In looking at the totality of the circumstances, we must include in our analysis all of the facts known to the officer prior to the stop. It is clear from the Supreme Court’s discussion of the facts in Terry that all surrounding circumstances are relevant, including facts which dispel an officer’s reasonable suspicion that the defendant is engaged in criminal activity. In Terry, the police officer observed the defendant repeatedly pacing in front of a store, peering into the store window, and conferring with two other men. In the officer’s experience, the defendant’s actions were consistent with “casing a job.” The Court held that the subsequent stop and search of the defendant were reasonable under the fourth amendment:
“We think on the facts and circumstances Officer McFadden detailed before the trial judge a reasonably prudent man would have been warranted in believing petitioner was armed and thus presented a threat to the officer’s safety while he was investigating his suspicious behavior. The actions of Terry and Chilton were consistent with McFadden’s hypothesis that these men were contemplating a daylight robbery — which, it is reasonable to assume, would be likely to involve the use of weapons — and nothing in their conduct from the time he first noticed them until the time he confronted them and identified himself as a police officer gave him sufficient reason to negate that hypothesis. Although the trio had departed the original scene, there was nothing to indicate abandonment of an intent to commit a robbery at some point. Thus, when Officer McFadden approached the three men gathered before the display window at Zucker’s store he had observed enough to make it quite reasonable to fear that they were armed; and nothing in their response to his hailing them, identifying himself as a police officer, and asking their names served to dispel that reasonable belief.” (Emphases added.) Terry, 392 U.S. at 28, 20 L. Ed. 2d at 910, 88 S. Ct. at 1883.

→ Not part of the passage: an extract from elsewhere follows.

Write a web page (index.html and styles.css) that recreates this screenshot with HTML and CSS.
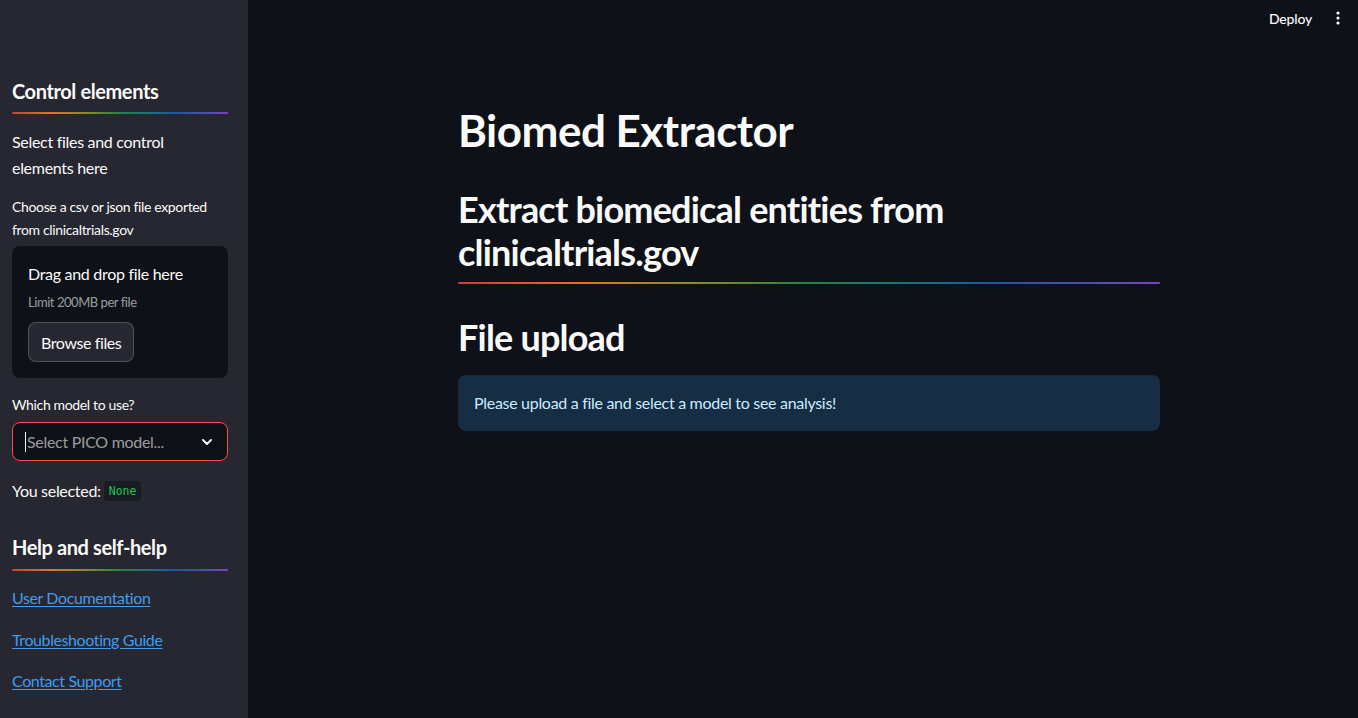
FILE: index.html
```html
<!DOCTYPE html>
<html lang="en">
<head>
<meta charset="utf-8">
<title>Biomed Extractor</title>
<link rel="stylesheet" href="styles.css">
</head>
<body>
<aside class="sidebar">
  <h3 class="side-title">Control elements</h3>
  <div class="rainbow"></div>
  <p class="side-text">Select files and control elements here</p>
  <label class="side-label first-label">Choose a csv or json file exported from clinicaltrials.gov</label>
  <div class="uploader">
    <div class="drop-title">Drag and drop file here</div>
    <div class="drop-limit">Limit 200MB per file</div>
    <button class="browse">Browse files</button>
  </div>
  <label class="side-label model-label">Which model to use?</label>
  <div class="select">
    <span class="caret"></span>
    <span class="placeholder">Select PICO model...</span>
    <svg class="chev" width="16" height="16" viewBox="0 0 16 16"><path d="M4 6l4 4 4-4" fill="none" stroke="#fafafa" stroke-width="2" stroke-linecap="round" stroke-linejoin="round"/></svg>
  </div>
  <p class="selected">You selected: <code class="code">None</code></p>
  <h3 class="side-title help-title">Help and self-help</h3>
  <div class="rainbow help-rule"></div>
  <nav class="links">
    <a href="#">User Documentation</a>
    <a href="#">Troubleshooting Guide</a>
    <a href="#">Contact Support</a>
  </nav>
</aside>
<main class="main">
  <header class="topbar">
    <span class="deploy">Deploy</span>
    <svg class="kebab" width="16" height="16" viewBox="0 0 16 16"><circle cx="8" cy="3" r="1.6" fill="#fafafa"/><circle cx="8" cy="8" r="1.6" fill="#fafafa"/><circle cx="8" cy="13" r="1.6" fill="#fafafa"/></svg>
  </header>
  <section class="content">
    <h1 class="title">Biomed Extractor</h1>
    <h2 class="subtitle">Extract biomedical entities from clinicaltrials.gov</h2>
    <div class="rainbow main-rule"></div>
    <h2 class="section">File upload</h2>
    <div class="info">Please upload a file and select a model to see analysis!</div>
  </section>
</main>
</body>
</html>
```
FILE: styles.css
```css
* { box-sizing: border-box; }
html, body { margin: 0; padding: 0; }
body {
  display: flex;
  width: 1358px;
  height: 718px;
  overflow: hidden;
  background: #0e1117;
  color: #fafafa;
  font-family: "Lato", "Liberation Sans", sans-serif;
  letter-spacing: -0.3px;
}
.sidebar {
  width: 248px;
  flex: 0 0 248px;
  height: 718px;
  background: #262730;
  padding: 79px 20px 0 12px;
  display: flex;
  flex-direction: column;
}
.side-title {
  margin: 0;
  font-size: 20px;
  line-height: 24px;
  font-weight: 700;
  letter-spacing: -0.4px;
}
.rainbow {
  height: 2px;
  border-radius: 1px;
  background: linear-gradient(to right, #c8403c 0%, #e07524 18%, #8c8a2a 34%, #24843e 50%, #17787a 62%, #1c58a6 76%, #4a4fb8 90%, #7a44c8 100%);
  margin-top: 9px;
}
.side-text {
  margin: 15px 0 0;
  font-size: 16px;
  line-height: 26px;
}
.side-label {
  display: block;
  font-size: 14px;
  line-height: 23px;
  letter-spacing: -0.35px;
}
.first-label { margin-top: 14px; }
.uploader {
  margin-top: 5px;
  background: #0e1117;
  border-radius: 8px;
  padding: 16px;
  display: flex;
  flex-direction: column;
  align-items: flex-start;
}
.drop-title { font-size: 16px; line-height: 24px; }
.drop-limit {
  margin-top: 6px;
  font-size: 13px;
  line-height: 20px;
  letter-spacing: -0.45px;
  color: rgba(250, 250, 250, 0.6);
}
.browse {
  margin-top: 10px;
  height: 40px;
  padding: 0 12px;
  background: #262730;
  border: 1px solid rgba(250, 250, 250, 0.2);
  border-radius: 8px;
  color: #fafafa;
  font-family: inherit;
  font-size: 16px;
  letter-spacing: -0.4px;
}
.model-label { margin-top: 17px; line-height: 20px; }
.select {
  margin-top: 7px;
  height: 39px;
  border: 1px solid #ff4b4b;
  border-radius: 8px;
  background: #0e1117;
  display: flex;
  align-items: center;
  padding: 0 12px 0 12px;
}
.caret {
  width: 1px;
  height: 20px;
  background: #fafafa;
}
.placeholder {
  flex: 1;
  font-size: 16px;
  color: rgba(250, 250, 250, 0.6);
  margin-left: 1px;
}
.chev { flex: 0 0 16px; margin-right: 0; }
.selected {
  margin: 18px 0 0;
  font-size: 16px;
  line-height: 24px;
  display: flex;
  align-items: center;
  gap: 3px;
}
.code {
  font-family: "DejaVu Sans Mono", "Liberation Mono", monospace;
  font-size: 11.5px;
  letter-spacing: 0;
  color: #21c354;
  background: #1a1c24;
  padding: 2px 5px;
  border-radius: 4px;
  line-height: 16px;
}
.help-title { margin-top: 32px; }
.help-rule { margin-top: 10px; }
.links {
  display: flex;
  flex-direction: column;
  gap: 17.5px;
  margin-top: 15px;
}
.links a {
  color: #3d9df3;
  font-size: 16px;
  line-height: 24px;
  letter-spacing: -0.4px;
  text-decoration: underline;
  text-underline-offset: 2px;
  align-self: flex-start;
}
.main {
  flex: 1;
  display: flex;
  flex-direction: column;
}
.topbar {
  height: 36px;
  display: flex;
  align-items: center;
  justify-content: flex-end;
  padding: 0 12px 0 0;
  gap: 18px;
}
.deploy { font-size: 14px; font-weight: 500; letter-spacing: -0.2px; }
.content {
  padding: 68px 0 0 210px;
  width: 912px;
}
.title {
  margin: 0;
  font-size: 44px;
  line-height: 53px;
  font-weight: 700;
  letter-spacing: -0.5px;
}
.subtitle {
  margin: 31px 0 0;
  font-size: 36px;
  line-height: 43px;
  font-weight: 700;
  letter-spacing: -0.8px;
}
.main-rule { margin-top: 8px; }
.section {
  margin: 32px 0 0;
  font-size: 36px;
  line-height: 43px;
  font-weight: 700;
  letter-spacing: -0.8px;
}
.info {
  margin-top: 16px;
  background: #172d43;
  color: #c7ebff;
  border-radius: 8px;
  padding: 16px;
  font-size: 16px;
  line-height: 24px;
}
```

In the case at bar, the majority acknowledges that “[a]n officer, of course, may not ignore facts which would dispel suspicion of criminal wrongdoing.” 238 Ill. 2d at 510. The majority offers the following illustration of this principle: “if the officer is aware that the terms of the driver’s RDP allow him to drive at the time and place in question, then no basis exists for executing a Terry stop, in the absence of any traffic violation or suspicion of other criminal wrongdoing.” 238 Ill. 2d at 510. The majority then states that “the mere possibility that the RDP issued to defendant allowed him to drive at the time and place that Officer Belski observed him does not negate the officer’s reasonable suspicion that defendant was driving on a revoked license,” and that “[ajlthough Officer Belski was also aware that defendant had been issued an RD5 that fact alone would not cause reasonable suspicion to evaporate.” (Emphases added.) 238 Ill. 2d at 511, 512. The majority fails to recognize, however, that the officer’s knowledge of the defendant’s RDP is a fact which dispels suspicion of criminal wrongdoing. Thus, it is relevant to whether the officer had reasonable suspicion that the driver was engaged in criminal activity.

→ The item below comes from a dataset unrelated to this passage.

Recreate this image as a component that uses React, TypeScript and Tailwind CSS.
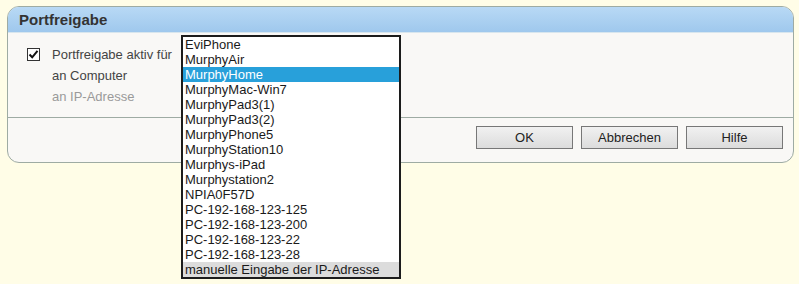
import React from "react";

const items = [
  "EviPhone",
  "MurphyAir",
  "MurphyHome",
  "MurphyMac-Win7",
  "MurphyPad3(1)",
  "MurphyPad3(2)",
  "MurphyPhone5",
  "MurphyStation10",
  "Murphys-iPad",
  "Murphystation2",
  "NPIA0F57D",
  "PC-192-168-123-125",
  "PC-192-168-123-200",
  "PC-192-168-123-22",
  "PC-192-168-123-28",
  "manuelle Eingabe der IP-Adresse",
];

export default function App() {
  return (
    <div
      className="relative w-[799px] h-[284px] bg-[#fffde7] pt-[6px] pl-[7px] overflow-hidden"
      style={{ fontFamily: '"Liberation Sans", Arial, sans-serif' }}
    >
      <div className="w-[787px] h-[157px] flex flex-col border border-[#9eaba3] rounded-[12px] bg-[#f9f8f6] overflow-hidden">
        <div className="h-[26px] shrink-0 flex items-center pl-[11px] bg-gradient-to-b from-[#b8d9f5] to-[#9fc8ed] border-b border-[#d8e6ee]">
          <span className="text-[15px] font-bold text-[#333] leading-none">Portfreigabe</span>
        </div>
        <div className="h-[85px] shrink-0 border-b border-[#9eaba3] pt-[11px] pl-[19px] text-[13px] text-[#444]">
          <div className="flex items-center h-[21px]">
            <div className="w-[13px] h-[13px] border border-[#333] bg-white flex items-center justify-center">
              <svg width="11" height="11" viewBox="0 0 11 11">
                <path d="M1.5 5.5 L4.2 8.3 L9.5 1.8" fill="none" stroke="#111" strokeWidth="2" />
              </svg>
            </div>
            <span className="ml-[12px]">Portfreigabe aktiv für</span>
          </div>
          <div className="h-[21px] flex items-center pl-[25px]">an Computer</div>
          <div className="h-[22px] flex items-center pl-[25px] text-[#9a9a9a]">an IP-Adresse</div>
        </div>
        <div className="flex-1 flex justify-end items-start pt-[8px] pr-[10px] gap-[8px]">
          {["OK", "Abbrechen", "Hilfe"].map((b) => (
            <button
              key={b}
              className="w-[97px] h-[23px] border border-[#777] bg-gradient-to-b from-[#f1f1f1] to-[#dcdcdc] text-[13px] text-[#222] flex items-center justify-center leading-none"
            >
              {b}
            </button>
          ))}
        </div>
      </div>

      <div className="absolute left-[181px] top-[35px] w-[220px] border-2 border-[#1c1c1c] bg-white text-[13px] leading-[15px] text-[#1a1a1a]">
        {items.map((it, i) => (
          <div
            key={it}
            className={
              "h-[15px] pl-[2px] whitespace-nowrap " +
              (i === 2
                ? "bg-[#28a0da] text-white"
                : i === items.length - 1
                ? "bg-[#dcdcdc]"
                : "")
            }
          >
            {it}
          </div>
        ))}
      </div>
    </div>
  );
}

“Under Terry, a police officer may briefly stop a person for temporary questioning if the officer has knowledge of sufficient articulable facts at the time of the encounter to create a reasonable suspicion that the person in question has committed or is about to commit a crime.” People v. Lee, 214 Ill. 2d 476, 487 (2005). If the defendant was driving within the terms of his RDP, he was not committing a crime. Thus, the officer’s knowledge of the defendant’s RDF¡ without knowing the terms of the permit, reduced the likelihood that defendant was committing a crime. I agree with the dissenting justice in the appellate court that “[d]riving on a revoked license is not a crime if the individual is driving within the scope of his/her RDE Thus, in order to effectuate a valid traffic stop, I believe an officer must have a reasonable articulable suspicion that the driver is operating the vehicle outside the terms of his/her RDP.” (Emphasis added.) 389 Ill. App. 3d at 237 (McDade, J., dissenting).

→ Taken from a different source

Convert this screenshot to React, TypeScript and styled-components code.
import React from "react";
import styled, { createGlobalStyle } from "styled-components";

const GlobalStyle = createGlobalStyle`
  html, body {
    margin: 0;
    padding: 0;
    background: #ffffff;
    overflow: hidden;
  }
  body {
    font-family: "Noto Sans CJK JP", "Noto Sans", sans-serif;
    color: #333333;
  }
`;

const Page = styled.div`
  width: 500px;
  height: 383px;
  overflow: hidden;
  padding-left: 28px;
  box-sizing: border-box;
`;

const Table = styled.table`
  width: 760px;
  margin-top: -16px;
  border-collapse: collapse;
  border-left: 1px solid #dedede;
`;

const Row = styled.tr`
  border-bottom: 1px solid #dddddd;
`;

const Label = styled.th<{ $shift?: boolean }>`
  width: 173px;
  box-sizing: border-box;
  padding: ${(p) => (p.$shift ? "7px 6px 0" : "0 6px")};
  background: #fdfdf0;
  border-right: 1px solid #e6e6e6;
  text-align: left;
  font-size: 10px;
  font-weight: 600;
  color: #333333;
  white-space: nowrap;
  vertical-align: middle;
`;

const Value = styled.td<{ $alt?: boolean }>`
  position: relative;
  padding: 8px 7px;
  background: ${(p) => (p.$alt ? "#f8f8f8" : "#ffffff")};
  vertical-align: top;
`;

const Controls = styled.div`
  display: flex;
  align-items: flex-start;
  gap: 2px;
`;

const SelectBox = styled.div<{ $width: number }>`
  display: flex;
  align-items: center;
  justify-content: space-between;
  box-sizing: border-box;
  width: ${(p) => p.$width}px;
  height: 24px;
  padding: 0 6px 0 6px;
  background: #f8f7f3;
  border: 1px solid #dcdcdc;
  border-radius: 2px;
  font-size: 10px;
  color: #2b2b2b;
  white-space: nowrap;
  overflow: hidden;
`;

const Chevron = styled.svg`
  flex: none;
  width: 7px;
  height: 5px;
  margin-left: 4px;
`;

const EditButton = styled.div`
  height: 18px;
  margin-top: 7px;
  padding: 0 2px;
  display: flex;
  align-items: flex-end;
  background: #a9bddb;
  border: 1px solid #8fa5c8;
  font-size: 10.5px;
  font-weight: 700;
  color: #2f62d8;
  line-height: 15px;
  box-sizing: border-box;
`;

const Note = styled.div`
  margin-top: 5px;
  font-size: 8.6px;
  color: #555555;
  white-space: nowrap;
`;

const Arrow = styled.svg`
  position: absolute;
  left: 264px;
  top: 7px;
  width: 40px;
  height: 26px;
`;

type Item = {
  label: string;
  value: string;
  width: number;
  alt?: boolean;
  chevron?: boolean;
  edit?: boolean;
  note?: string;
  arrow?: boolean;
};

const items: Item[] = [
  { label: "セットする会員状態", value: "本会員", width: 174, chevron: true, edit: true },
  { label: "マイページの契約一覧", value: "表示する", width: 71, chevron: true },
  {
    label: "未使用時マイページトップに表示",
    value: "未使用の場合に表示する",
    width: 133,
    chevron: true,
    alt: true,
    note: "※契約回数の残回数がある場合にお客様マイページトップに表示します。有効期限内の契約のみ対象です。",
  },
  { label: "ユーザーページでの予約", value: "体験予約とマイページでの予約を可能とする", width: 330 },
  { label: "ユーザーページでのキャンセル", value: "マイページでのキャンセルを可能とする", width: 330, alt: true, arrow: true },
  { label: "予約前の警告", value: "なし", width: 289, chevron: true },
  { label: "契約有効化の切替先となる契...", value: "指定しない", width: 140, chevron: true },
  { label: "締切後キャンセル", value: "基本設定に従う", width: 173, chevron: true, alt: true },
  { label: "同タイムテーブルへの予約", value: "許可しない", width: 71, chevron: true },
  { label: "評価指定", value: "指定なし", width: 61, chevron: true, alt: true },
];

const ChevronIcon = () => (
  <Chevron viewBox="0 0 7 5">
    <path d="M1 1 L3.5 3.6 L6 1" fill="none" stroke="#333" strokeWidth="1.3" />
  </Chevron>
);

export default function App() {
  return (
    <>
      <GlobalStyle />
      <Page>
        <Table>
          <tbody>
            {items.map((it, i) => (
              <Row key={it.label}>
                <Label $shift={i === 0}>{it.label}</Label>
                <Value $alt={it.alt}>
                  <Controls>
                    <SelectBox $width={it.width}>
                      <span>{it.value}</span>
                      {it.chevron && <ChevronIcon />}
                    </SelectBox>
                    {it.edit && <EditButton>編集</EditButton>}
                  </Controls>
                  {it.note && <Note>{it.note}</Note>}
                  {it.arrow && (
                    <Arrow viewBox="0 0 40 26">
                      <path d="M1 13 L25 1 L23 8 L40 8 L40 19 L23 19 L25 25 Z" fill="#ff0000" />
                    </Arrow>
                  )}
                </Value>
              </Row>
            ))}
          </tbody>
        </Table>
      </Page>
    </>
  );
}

The majority considers only two facts in concluding that the facts were sufficient to create the reasonable, articulable suspicion necessary to effect a Terry stop: (1) that the license of the registered owner of the vehicle had been revoked; and (2) that the person driving the vehicle strongly resembled the photograph of the owner. Under the “totality of the circumstances” test, however, all of the surrounding facts must be included in the analysis. In addition to the two facts above, Officer Belski knew that: (3) the registered owner of the vehicle had an RDP; (4) the driver was driving the vehicle on a Sunday at 7:13 p.m.; and (5) the driver was wearing sunglasses, a baseball cap, and a tank top.
Taking into account the additional facts not considered by the majority, I would hold that the facts do not support a finding of reasonable suspicion in the case at bar. The facts known to the officer in this case did not amount to more than a mere “hunch” that the defendant was committing a crime. The fourth amendment requires that the police officer articulate something more than an “inchoate and unparticularized suspicion or ‘hunch.’ ” Terry, 392 U.S. at 27, 20 L. Ed. 2d at 909, 88 S. Ct. at 1883. “[I]n justifying the particular intrusion the police officer must be able to point to specific and articulable facts which, taken together with rational inferences from those facts, reasonably warrant that intrusion.” Terry, 392 U.S. at 21, 20 L. Ed. 2d at 906, 88 S. Ct. at 1880. “The process does not deal with hard certainties, but with probabilities. Long before the law of probabilities was articulated as such, practical people formulated certain common sense conclusions about human behavior; jurors as factfinders are permitted to do the same— and so are law enforcement officers.” Cortez, 449 U.S. at 418, 66 L. Ed. 2d at 629, 101 S. Ct. at 695.
I agree with the appellate court in Johnson, which held under similar facts that the limited allowable purposes for an RDP “make it less likely that a person with an RDP will be driving within the scope of an RDP on a Sunday afternoon, but they do not make it improbable.” People v. Johnson, 379 Ill. App. 3d 710, 713 (2008). The facts in the present case do not support the paticularized suspicion required for a stop. See Johnson, 379 Ill. App. 3d at 713-14. It is entirely possible that the defendant was driving to or from work on a Sunday at the time his vehicle was stopped. At the suppression hearing, Officer Belski admitted that he had no way of knowing before he stopped defendant whether defendant was working or whether he had other clothes in his car. While I would not require that the officer know the exact terms of the RDP before stopping a driver, I believe there must be more specific facts than are present in this case to support the stop.
Accordingly, I would reverse the judgment of the appellate court and affirm the trial court’s order granting defendant’s motion to quash arrest and suppress evidence.